SB: She's better than anyone out there, because she's out there singing R&B every day of her life in front of huge audiences. There aren't a lot of people who can say that. In fact [laughing], I don't think there's anyone who can say that!

AAJ: And with no pitch correction. What do kids like? What do kids want in music?

SB: Kids like repetition. Kids like something where they can figure out what's happening—like if number one happens, then the next thing that should happen is number two. And it should be concise; there are no improvised solos on the record. Everything goes from event to event to event. I wrote these little solos, kind of like Dizzy Gillespie would use in the fifties. So instead of a solo, a kind of a bebop version of the melody is played, like a mini-big-band thing. So you can always hear the melody; the melody is always being referred to.

AAJ: When I was a kid, I just liked the words.

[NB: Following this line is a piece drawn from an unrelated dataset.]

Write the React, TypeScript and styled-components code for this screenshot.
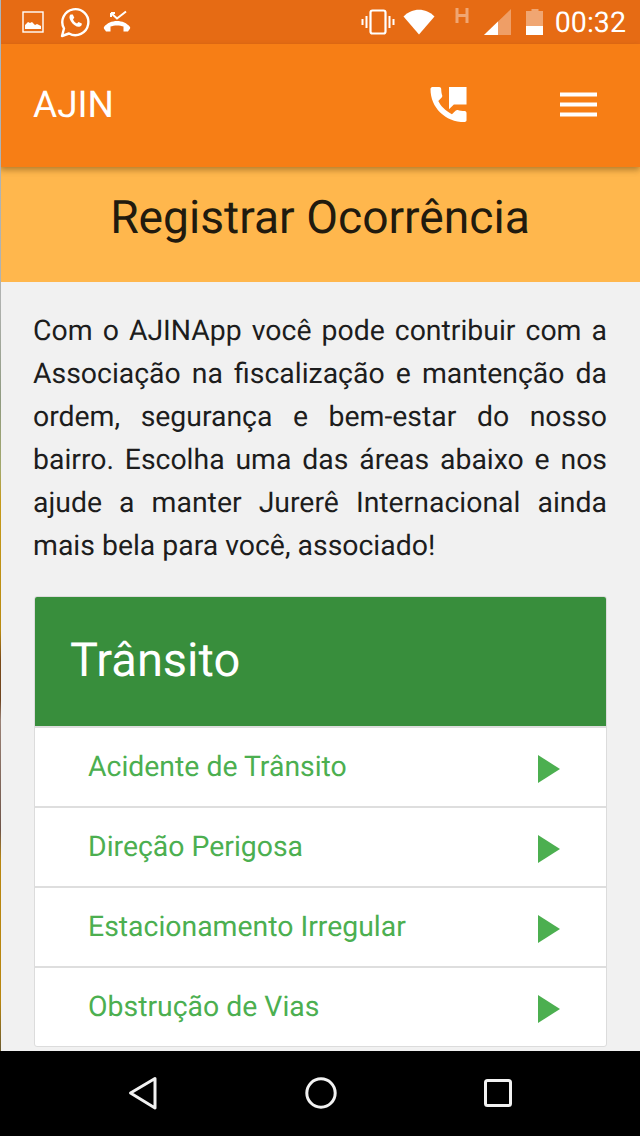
import React from "react";
import styled, { createGlobalStyle } from "styled-components";

const Global = createGlobalStyle`
  html, body { margin: 0; padding: 0; background: #000; }
  body { font-family: Roboto, "Liberation Sans", sans-serif; text-rendering: geometricPrecision; }
  * { box-sizing: border-box; }
`;

const Screen = styled.div`
  width: 640px;
  height: 1136px;
  position: relative;
  display: flex;
  flex-direction: column;
  overflow: hidden;
  background: #f1f1f1;
`;

const EdgeStrip = styled.div`
  position: absolute;
  left: 0;
  top: 0;
  width: 1px;
  height: 1051px;
  z-index: 2;
  background: linear-gradient(
    to bottom,
    #a9b4bd 0,
    #b0b2b0 300px,
    #8f9a80 400px,
    #a3a86a 470px,
    #c59a1a 500px,
    #b98a10 630px,
    #7a4a18 660px,
    #6e4420 700px,
    #9a8276 720px,
    #6e5448 830px,
    #b8860f 860px,
    #b8860f 1000px,
    #6a5a30 1051px
  );
`;

const StatusBar = styled.div`
  height: 44px;
  flex: none;
  background: #e66b14;
  display: flex;
  align-items: center;
  justify-content: space-between;
  padding: 0 14px 0 22px;
  color: #fff;
`;

const StatusGroup = styled.div`
  display: flex;
  align-items: center;
`;

const StatusSlot = styled.span<{ $left?: number; $up?: number }>`
  display: flex;
  margin-left: ${(p) => p.$left ?? 0}px;
  margin-bottom: ${(p) => p.$up ?? 0}px;
`;

const Clock = styled.span`
  font-size: 28.6px;
  font-weight: 400;
  line-height: 44px;
  margin-left: 11px;
`;

const AppBar = styled.header`
  height: 123px;
  flex: none;
  background: #f77e15;
  display: flex;
  align-items: center;
  padding: 0 43px 2px 33px;
  box-shadow: 0 3px 6px rgba(90, 60, 10, 0.45);
  position: relative;
  z-index: 1;
`;

const Brand = styled.div`
  flex: 1;
  color: #fff;
  font-size: 37px;
  line-height: 42px;
  padding-top: 2px;
`;

const AppActions = styled.div`
  display: flex;
  align-items: center;
  gap: 92px;
`;

const TitleBand = styled.div`
  height: 115px;
  flex: none;
  background: #ffb74d;
  display: flex;
  align-items: center;
  justify-content: center;
  padding-bottom: 13px;
  color: #211a0e;
  font-size: 46.2px;
`;

const Main = styled.main`
  flex: 1;
  min-height: 0;
  overflow: hidden;
  padding: 27px 33px 0;
`;

const Intro = styled.p`
  margin: 0 0 29px;
  font-size: 28.4px;
  line-height: 43px;
  text-align: justify;
  color: #1d1d1d;
`;

const Card = styled.section`
  margin-left: 1px;
  border: 1px solid #dcdcdc;
  border-radius: 3px;
  background: #fff;
  overflow: hidden;
`;

const CardHeader = styled.h2`
  margin: 0;
  height: 129px;
  background: #388e3c;
  color: #fff;
  font-size: 47px;
  font-weight: 400;
  line-height: 128px;
  padding-left: 35px;
`;

const Row = styled.div`
  height: 80px;
  display: flex;
  align-items: center;
  justify-content: space-between;
  padding: 0 46px 0 53px;
  color: #4caf50;
  font-size: 28.4px;
  border-top: 2px solid #dedede;
`;

const RowLabel = styled.span`
  position: relative;
  top: -1px;
`;

const ArrowMark = styled.svg`
  position: relative;
  top: 2px;
`;

const NavBar = styled.nav`
  height: 85px;
  flex: none;
  background: #000;
  display: flex;
  align-items: center;
  justify-content: center;
  gap: 146px;
  padding-bottom: 1px;
`;

const BackIcon = () => (
  <svg width="32" height="36" viewBox="0 0 32 36">
    <path d="M28 3.5 L3.5 18 L28 33 Z" fill="none" stroke="#f2f2f2" strokeWidth="3" strokeLinejoin="round" />
  </svg>
);
const HomeIcon = () => (
  <svg width="32" height="32" viewBox="0 0 32 32">
    <circle cx="16" cy="16" r="14.2" fill="none" stroke="#f2f2f2" strokeWidth="3" />
  </svg>
);
const RecentIcon = () => (
  <svg width="30" height="30" viewBox="0 0 30 30">
    <rect x="2.5" y="2.5" width="25" height="25" rx="2" fill="none" stroke="#f2f2f2" strokeWidth="3" />
  </svg>
);

const ImageIcon = () => (
  <svg width="22" height="22" viewBox="0 0 22 22">
    <rect x="1" y="1" width="20" height="20" fill="none" stroke="#fff" strokeWidth="1.4" />
    <path d="M3 18 V14 L6 11 L8 12 L10 11 L13 14 L15 13 L19 15 V18 Z" fill="#fff" />
  </svg>
);
const WhatsIcon = () => (
  <svg width="30" height="32" viewBox="0 0 30 32">
    <path d="M2 30 L4 22.5 A13 13 0 1 1 9 27.5 Z" fill="none" stroke="#fff" strokeWidth="2.4" strokeLinejoin="round" />
    <path d="M10.5 8.5 C9 10 9 12.5 11 15.5 C13.5 19.5 17.5 21.5 20 20.5 C21.5 20 22 18.5 21.8 17.5 L18.5 16 L17 17.5 C15 16.8 13.5 15 13 13.2 L14.3 11.8 L12.8 8.5 Z" fill="#fff" />
  </svg>
);
const MissedIcon = () => (
  <svg width="28" height="24" viewBox="0 0 28 24">
    <path d="M8 3 L14 8.5 L23 1.5" fill="none" stroke="#fff" strokeWidth="2" />
    <path d="M8 3 H12 M8 3 V7" stroke="#fff" strokeWidth="2" />
    <path d="M1 17 C7 9 21 9 27 17 C27.5 18 27 19 26 20 L25 21.5 H20.5 V16.5 C17 15 11 15 7.5 16.5 V21.5 H3 L2 20 C1 19 0.5 18 1 17 Z" fill="#fff" />
  </svg>
);
const VibrateIcon = () => (
  <svg width="34" height="26" viewBox="0 0 34 26">
    <rect x="9.5" y="1.5" width="15" height="23" rx="2" fill="none" stroke="#fff" strokeWidth="2.2" />
    <path d="M5.5 7 V19 M1.5 10 V16 M28.5 7 V19 M32.5 10 V16" stroke="#fff" strokeWidth="2" />
  </svg>
);
const WifiIcon = () => (
  <svg width="32" height="26" viewBox="0 0 32 26">
    <path d="M0.5 7.5 C9 -1.5 23 -1.5 31.5 7.5 L16 25.5 Z" fill="#fff" />
  </svg>
);
const HIcon = () => (
  <svg width="14" height="15" viewBox="0 0 14 15">
    <path d="M2 0 V15 M12 0 V15 M2 7.5 H12" stroke="#fff" strokeOpacity="0.4" strokeWidth="3" />
  </svg>
);
const SignalIcon = () => (
  <svg width="28" height="26" viewBox="0 0 28 26">
    <path d="M0 26 L27 0 V26 Z" fill="#fff" fillOpacity="0.35" />
    <path d="M0 26 L14 12.5 V26 Z" fill="#fff" />
  </svg>
);
const BatteryIcon = () => (
  <svg width="18" height="26" viewBox="0 0 18 26">
    <path d="M5.5 0 H12.5 V2 H17 V26 H0 V2 H5.5 Z" fill="#fff" fillOpacity="0.4" />
    <rect x="0" y="17" width="17" height="9" fill="#fff" />
  </svg>
);
const CallIcon = () => (
  <svg width="38" height="37" viewBox="0 0 38 38">
    <path d="M0 3 C0 2 1 1 2 1 H9 C10 1 11 2 11 3 C11 6 11.5 8 12 9.5 C12.3 10.5 12 11.2 11.5 11.8 L8 15.5 C10.5 20.5 15 25.5 22 29 L26 25.2 C26.6 24.6 27.4 24.5 28 24.7 C30 25.4 32.5 25.8 35 25.8 C36.2 25.8 37 26.6 37 27.8 V35 C37 36.4 36.2 37 35 37 C15 37 0 22 0 3 Z" fill="#fff" />
    <path d="M19 1 H37 V19 H24 L19 24 Z" fill="#fff" />
  </svg>
);
const MenuIcon = () => (
  <svg width="37" height="25" viewBox="0 0 37 25">
    <path d="M0 2.5 H37 M0 12.5 H37 M0 22.5 H37" stroke="#fff" strokeWidth="4" />
  </svg>
);
const Arrow = () => (
  <ArrowMark width="22" height="28" viewBox="0 0 22 28">
    <path d="M0 0 L22 14 L0 28 Z" fill="#4caf50" />
  </ArrowMark>
);

const items = ["Acidente de Trânsito", "Direção Perigosa", "Estacionamento Irregular", "Obstrução de Vias"];

export default function App() {
  return (
    <Screen>
      <Global />
      <EdgeStrip />
      <StatusBar>
        <StatusGroup>
          <ImageIcon />
          <StatusSlot $left={16}>
            <WhatsIcon />
          </StatusSlot>
          <StatusSlot $left={13}>
            <MissedIcon />
          </StatusSlot>
        </StatusGroup>
        <StatusGroup>
          <VibrateIcon />
          <StatusSlot $left={8}>
            <WifiIcon />
          </StatusSlot>
          <StatusSlot $left={20} $up={13}>
            <HIcon />
          </StatusSlot>
          <StatusSlot $left={15}>
            <SignalIcon />
          </StatusSlot>
          <StatusSlot $left={14}>
            <BatteryIcon />
          </StatusSlot>
          <Clock>00:32</Clock>
        </StatusGroup>
      </StatusBar>
      <AppBar>
        <Brand>AJIN</Brand>
        <AppActions>
          <CallIcon />
          <MenuIcon />
        </AppActions>
      </AppBar>
      <TitleBand>Registrar Ocorrência</TitleBand>
      <Main>
        <Intro>
          Com o AJINApp você pode contribuir com a Associação na fiscalização e mantenção da ordem, segurança e
          bem-estar do nosso bairro. Escolha uma das áreas abaixo e nos ajude a manter Jurerê Internacional ainda mais
          bela para você, associado!
        </Intro>
        <Card>
          <CardHeader>Trânsito</CardHeader>
          {items.map((item) => (
            <Row key={item}>
              <RowLabel>{item}</RowLabel>
              <Arrow />
            </Row>
          ))}
        </Card>
      </Main>
      <NavBar>
        <BackIcon />
        <HomeIcon />
        <RecentIcon />
      </NavBar>
    </Screen>
  );
}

SB: We have the words there too, but I think the rhythm is really important. We had all the kids dancing at the shows. Some of the kids dance naturally to the music, this kind of crazy Little Richard meets punk-rock edition of the hokey-pokey. All the kids up there wiggling and dancing around.

AAJ: You're the bandleader for these ongoing tributes to singer/songwriter Leonard Cohen, Came So Far For Beauty. This produced the film I'm Your Man and the record of the same name. Were you a Cohen fan?

SB: Nope, nope. I'd never really heard him. Just another Hal Willner job. Hal called me up and said he wanted me to help him put together this concert, because he knows I'm good at organizing things. It was a multi-artist tribute, and Hal being Hal, he wanted us to do forty songs, he had three rehearsal days, and some of the musicians weren't coming in until the day of the concert [laughing]. So you have maybe nine, ten different artists.

So I think we had forty songs, with the contingency, you know, that David Bowie or some other ridiculously famous person might show up—we had to be able to handle that. So I put together this band which was basically Sex Mob and Charlie Burnham from MTO on violin, Marc Ribot on guitar and Rob Berger from Tin Hat Trio on keyboards. And we just did it, and it was a huge success, and this woman who was kind of related to our general family of musicians came up and said, "I've seen all the different things you've done for Hal, but this is different, this is brilliant, and blah-blah-blah. She produces Philip Glass, Laurie Anderson. She said, "I want to produce this. So I've done these things for Hal before that have happened once. You do a concert for Hal, and you do it for no money. Musicians are paid one or two hundred dollars each. That's for three rehearsals and an all-day gig. You do it because you love working for Hal; everyone loves Hal, and everyone knows that when there is money, Hal is happy to give it. And when there isn't, he just wants to do a project.

This is actually the first time I've done music where I can actually understand every word to every song. And I realize that's because they're not songs, they're stories.

AAJ: Yes, Cohen was a writer before he was a musician.

SB: Yeah, and so it's really easy for me to know what he's talking about. Oftentimes with songs, I'll start listening to the words and then I just get distracted. I start listening to the bass or the drums and then I realize I have no idea what they're saying. But with Leonard Cohen, you're just hearing the story go by, so it's very easy to stay focused on the story.

AAJ: You still had to arrange the songs musically.

SB: Yeah. But luckily, I had all my guys and gals up there, so it wasn't that hard.

AAJ: You're a member of former The Band drummer/singer Levon Helm's group. You're a big part of these Midnight Rambles up at his studio in Woodstock.

SB: People are beginning to hear about these now, I guess.